· Cité du Vatican ·

Le rêve d’un funambule de l’Esprit

 Le rêve d’un funambule  de l’Esprit  FRA-004
07 avril 2025

Jean-Paul Vesco

cardinal archevêque d’Alger

Khaled Boudaoui a participé au marathon de Rome et Athletica Vaticana lui a attribué la «Coppa degli ultimi» (Coupe des derniers). Pour ceux qui l’ont côtoyé et accompagné ces dernières années, cette participation relève tout simplement du miracle. Khaled était déjà atteint d’un cancer du pancréas mal détecté lorsqu’il s’est marié, il y a douze ans, avec Nesrine. Ensemble, ils ont eu deux merveilleux enfants, Sheïma et Khalifa. Le combat contre la maladie et pour sa famille a poussé Khaled à parfaire son français pour écrire deux romans (une autobiographie est en cours d’édition), à s’entraîner à la course à pieds pour courir des marathons au nom de tous les cancéreux alités chez eux et dans les hôpitaux du monde entier. Il ne reste plus guère de parties de son corps qui n’aient été attaquées par le cancer, et pourtant il est là, debout, souffrant et souriant, au détour d’un rictus douloureux ou d’une formule drôle d’autodérision. Il va toujours «mieux». Mieux qu’hier où c’était tout de même difficile. Mieux que demain où ce sera difficile… mais demain est un autre jour, un jour gagné pour sa famille.

Khaled est mon frère et mon ami. Il est aussi une figure de héros pour moi, comme il est le héros de sa fille Sheïma si fière d’avoir un père écrivain, si fière de ses médailles gagnées à la course, si fière du père et de l’homme qu’il est. Il est le héros de sa petite famille héroïque et de toute la communauté d’amis qui le soutiennent autant qu’ils le peuvent dans ce combat pour la vie.

Il y a plus que de l’héroïsme dans ce combat implacable, il y a de la sainteté. Lors du pic de l’épidémie de covid en Algérie, s’est engagée une course effrénée et désespérée à l’oxygène. Khaled a oublié sa maladie pour procurer de l’oxygène à sa mère et à l’une de ses sœurs. Ayant un jour réussi à se procurer un concentrateur d’oxygène, il en a fait don à un voisin qui en avait lui aussi un besoin vital.
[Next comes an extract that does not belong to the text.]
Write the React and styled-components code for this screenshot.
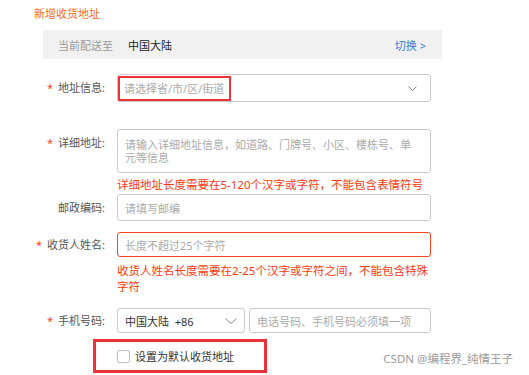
import React from 'react'
import styled, { createGlobalStyle } from 'styled-components'

const GlobalStyle = createGlobalStyle`
    body{
        margin: 0;
        background: #ffffff;
        font-family: "Noto Sans", "Noto Sans CJK SC", sans-serif;
    }
`

const Page = styled.div`
    position: relative;
    width: 529px;
    height: 375px;
    overflow: hidden;
    padding-top: 6px;
    box-sizing: border-box;
`

const Title = styled.h2`
    margin: 0 0 0 34px;
    font-size: 11px;
    line-height: 16px;
    font-weight: normal;
    color: #ff6a1a;
`

const ShipBar = styled.div`
    display: flex;
    align-items: center;
    margin: 8px 0 0 43px;
    width: 399px;
    height: 29px;
    padding: 0 16px 0 15px;
    box-sizing: border-box;
    background: #f1f1f1;
    font-size: 11px;
    .muted{ color: #999999; }
    .region{ color: #222222; margin-left: 15px; }
    .switch{ color: #3a7ed6; margin-left: auto; }
`

const Row = styled.div`
    display: flex;
    align-items: flex-start;
    margin-top: ${({top}) => top}px;
`

const Label = styled.label`
    width: 117px;
    flex-shrink: 0;
    padding-right: 12px;
    box-sizing: border-box;
    text-align: right;
    font-size: 11px;
    color: #555555;
    line-height: ${({lh}) => lh}px;
    .star{ color: #f5451f; margin-right: 5px; }
`

const Field = styled.div`
    width: 314px;
    display: flex;
    flex-direction: column;
`

const Box = styled.div`
    display: flex;
    align-items: center;
    height: ${({h}) => h}px;
    width: ${({w}) => (w ? `${w}px` : '100%')};
    box-sizing: border-box;
    border: 1px solid ${({error}) => (error ? '#f4471f' : '#c9c9d3')};
    border-radius: 3px;
    padding: 0 ${({pr}) => pr || 12}px 0 7px;
    font-size: 11px;
    color: #aaaaaa;
    background: #ffffff;
    .value{ color: #333333; white-space: pre; }
    svg{ margin-left: auto; }
`

const Marked = styled.span`
    align-self: flex-end;
    border: 2px solid #ea3438;
    padding: 3px 5px 2px 4px;
    margin: 0 0 0 -7px;
    line-height: 16px;
`

const TextArea = styled.textarea`
    width: 100%;
    height: 44px;
    box-sizing: border-box;
    border: 1px solid #c9c9d3;
    border-radius: 3px;
    padding: 8px 7px 0;
    resize: none;
    font-family: "Noto Sans", "Noto Sans CJK SC", sans-serif;
    font-size: 11px;
    line-height: 13px;
    &::placeholder{ color: #aaaaaa; }
`

const ErrorText = styled.p`
    margin: ${({mt}) => mt}px 0 0;
    font-size: 11.5px;
    line-height: 16px;
    color: #fa3a0e;
`

const PhoneLine = styled.div`
    display: flex;
    gap: 4px;
`

const DefaultRow = styled.div`
    display: flex;
    align-items: center;
    margin: 6px 0 0 93px;
    width: 174px;
    height: 34px;
    box-sizing: border-box;
    border: 3px solid #ec3238;
    padding-left: 21px;
    font-size: 11px;
    color: #333333;
`

const Check = styled.span`
    width: 13px;
    height: 13px;
    box-sizing: border-box;
    border: 1px solid #bdbdc6;
    border-radius: 2px;
    margin-right: 5px;
`

const Watermark = styled.div`
    position: absolute;
    right: 16px;
    bottom: 9px;
    font-size: 11.5px;
    color: #9a9a9a;
`

const Chevron = ({w = 8, h = 5}) => (
    <svg width={w} height={h} viewBox={`0 0 ${w} ${h}`}>
        <polyline points={`0.5,0.5 ${w / 2},${h - 0.5} ${w - 0.5},0.5`} fill="none" stroke="#8a8a8a" strokeWidth="1" />
    </svg>
)

export default function App() {
    return (
        <Page>
            <GlobalStyle />
            <Title>新增收货地址</Title>
            <ShipBar>
                <span className='muted'>当前配送至</span>
                <span className='region'>中国大陆</span>
                <span className='switch'>切换 &gt;</span>
            </ShipBar>

            <Row top={15}>
                <Label lh={28}><span className='star'>*</span>地址信息:</Label>
                <Field>
                    <Box h={28} pr={13}>
                        <Marked>请选择省/市/区/街道</Marked>
                        <Chevron w={9} h={5} />
                    </Box>
                </Field>
            </Row>

            <Row top={27}>
                <Label lh={28}><span className='star'>*</span>详细地址:</Label>
                <Field>
                    <TextArea placeholder={'请输入详细地址信息，如道路、门牌号、小区、楼栋号、单\n元等信息'} />
                    <ErrorText mt={4}>详细地址长度需要在5-120个汉字或字符，不能包含表情符号</ErrorText>
                </Field>
            </Row>

            <Row top={1}>
                <Label lh={27}>邮政编码:</Label>
                <Field>
                    <Box h={27}>请填写邮编</Box>
                </Field>
            </Row>

            <Row top={11}>
                <Label lh={25}><span className='star'>*</span>收货人姓名:</Label>
                <Field>
                    <Box h={25} error>长度不超过25个字符</Box>
                    <ErrorText mt={6}>收货人姓名长度需要在2-25个汉字或字符之间，不能包含特殊字符</ErrorText>
                </Field>
            </Row>

            <Row top={13}>
                <Label lh={25}><span className='star'>*</span>手机号码:</Label>
                <Field>
                    <PhoneLine>
                        <Box h={25} w={128} pr={7}>
                            <span className='value'>中国大陆  +86</span>
                            <Chevron w={12} h={6} />
                        </Box>
                        <Box h={25} w={182}>电话号码、手机号码必须填一项</Box>
                    </PhoneLine>
                </Field>
            </Row>

            <DefaultRow>
                <Check />
                设置为默认收货地址
            </DefaultRow>

            <Watermark>CSDN @编程界_纯情王子</Watermark>
        </Page>
    )
}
Lorsque je lui ai dit que son attitude m’avait bouleversé tant elle était risquée pour la vie de sa sœur et de sa mère, il m’a répondu en souriant: «Oui, mais aujourd’hui les trois sont en vie!».

Cette sainteté face à la maladie, je l’ai retrouvée dans son adresse au cancer qu’il a écrite au moment du premier anniversaire du décès de son autre sœur, emportée par le cancer: «Tu es un adversaire redoutable, insaisissable et implacable. Tu as laissé ta marque dans ma vie et celle de ma sœur, créant des douleurs indescriptibles et semant le doute sur notre existence. Tu es l’incarnation de la lutte entre la fragilité de la vie et la force de la volonté. Mais malgré ton pouvoir, tu ne pourras jamais effacer l’amour, le courage et la résilience qui demeurent en nous. Tu nous as confrontés à l’éphémère, à la fragilité de chaque instant, mais tu n’as pas réussi à briser notre détermination. Tu nous as appris que la vie est précieuse, que chaque instant compte, et que la valeur des relations humaines dépasse toute compréhension. Tu as mis en lumière la nécessité de se soutenir mutuellement, d’aimer intensément et de profiter de chaque instant avec ceux qui nous sont chers. Mais malgré ton influence, tu n’as pas le pouvoir de définir notre identité. Nous ne sommes pas simplement des combattants face à toi, mais des êtres humains remplis d’amour, de rêves et d’espoir. Et même lorsque tu as emporté ma sœur, tu n’as pas pu nous enlever les souvenirs précieux que nous partageons, ni la force de notre lien indestructible».

Nous avions rêvé de courir ce marathon épaule contre épaule. Cela n’a pas été possible cette année, mais que je suis heureux qu’il ait pu réaliser ce rêve de courir à Rome. Un rêve réalisé de plus dans cette vie de funambule de l’Esprit.